忌部あかり(以下、忌部):そもそも、どうしてS&P500のインデックスファンドを買ったの?

―― えっと、SNSとかYouTubeで「アメリカ株のインデックスが最強!」ってよく見るし、GoogleとかAmazonとか世界的な企業が入ってるし、日本株より安心って……。

忌部:それならなんで売る必要があるの?

―― いや……含み益がなくなっちゃって、マイナスになる前に売ったほうがいいかと……。

忌部:で、売ったあとどうするの?

―― もっと下がったところで買い直そうかなって。

「下がったところで、たくさん買う」は、机上の空論

忌部:下がったところで、本当に買えるのかしら?

たしかに株価が下がったタイミングで買えれば理想的。でも、現実はそんな簡単な話じゃないわ。

暴落が続けば、「もっと下がりそうだ」とビビって買えないし、逆に上がり始めても「二番底が来る」なんて疑ってやっぱり買えないものよ。

不安で売る人は、結局どこで買えばいいかも判断できないのよ。だから、思い描いているような買い方なんてできず、株価の回復を指をくわえて見てるだけになってしまうの。

―― でもSNSを見てると「今後さらに暴落が来る!」「今後しばらくは低迷が続く」って言ってる人が、いっぱいいますよ? 暴落していく中で、何もせずに、黙って見てろっていうんですか?

忌部:これからもっと下がり続けるって確信したように言うけど、上がるか下がるかなんて誰にも分からないわ。

株価の予想なんて、上がるか下がるかだから、2分の1で当たるのよ。でも、本当に株価予想を当て続けてる人なんているかしら?

売った直後に株価が上がり始める可能性だってあるのよ。そしたら、結局売らなきゃよかったって後悔するんじゃない?

―― たしかに……

忌部:コロナショックの時のこと、覚えてる?

2020年の2月末から3月にかけて、株価はまさにジェットコースターのように急落した。ニュースでは毎日、感染者数と死者数が増えて、経済も社会もパニック状態。誰も経験したことない未知の出来事で「これからどうなるんだ」と不安に包まれていたわよね。

そんな混乱の真っ只中で、積極的に資金を投じていくことができた人なんて、果たしてどれほどいたのかしら?

その後、わずか1~2ヵ月でS&P500はV字回復して、8月には史上最高値を更新していたのよ。暴落してる中で、そんなことを確信できた人なんていたと思う?

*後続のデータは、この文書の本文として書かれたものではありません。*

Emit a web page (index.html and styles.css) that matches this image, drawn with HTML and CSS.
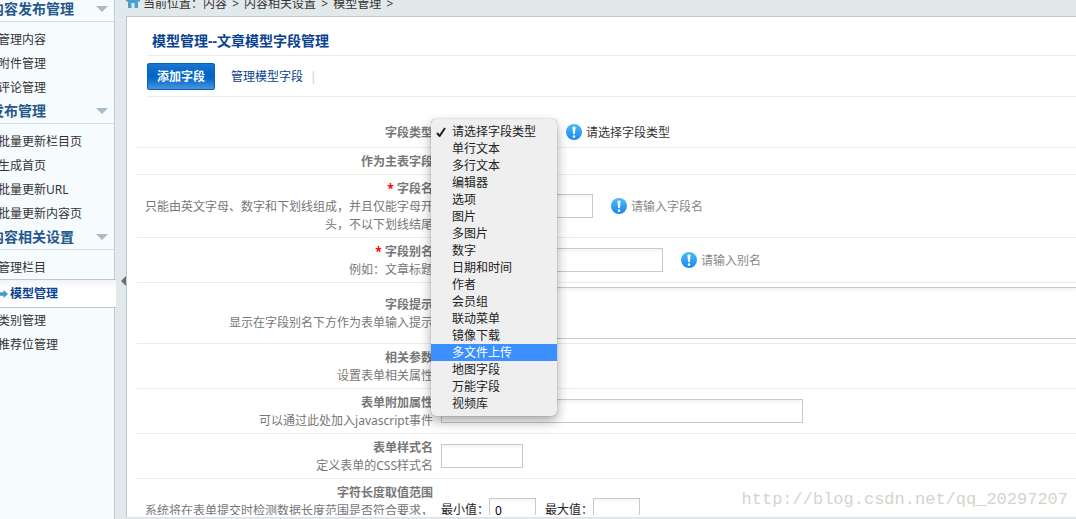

後から株価チャートを見れば、「ここがチャンスだった」なんて言えるけど、先が見えない暴落の中で、積極的に資金をつぎ込んでいくことは、至難の業。

下がってる時ほど買えない。人間の心理って、そうできてるの。頭では分かっていても、気持ちがついてこないものよ。

積立投資は、“ムダな判断をしない”戦略

―― じゃあ、これから下がりそうだと思いながらも、このまま積立投資を継続するのが、いいのでしょうか?

忌部:あなた、積立投資でS&P500を買ってるんでしょ? それってつまり、買いや売りのタイミングをはかるようなムダな判断をせずに、淡々と買っていこうという戦略じゃない。

1~2年で一発当てて大金を稼ごうって話じゃなくて、じっくり資産を積み上げる投資なんじゃないの?

だったら、目先の株価予想に振り回されるのは愚かよ。一番やっちゃいけないのは、投資から降りてしまうこと。長い目で見れば上がっているのだから、上昇を逃さないために、投資し続けることが大切よ。

※本記事は、『買った株が急落してます!売った方がいいですか?』(栫井駿介・著)の登場人物・忌部あかりをもとにしたフィクションです。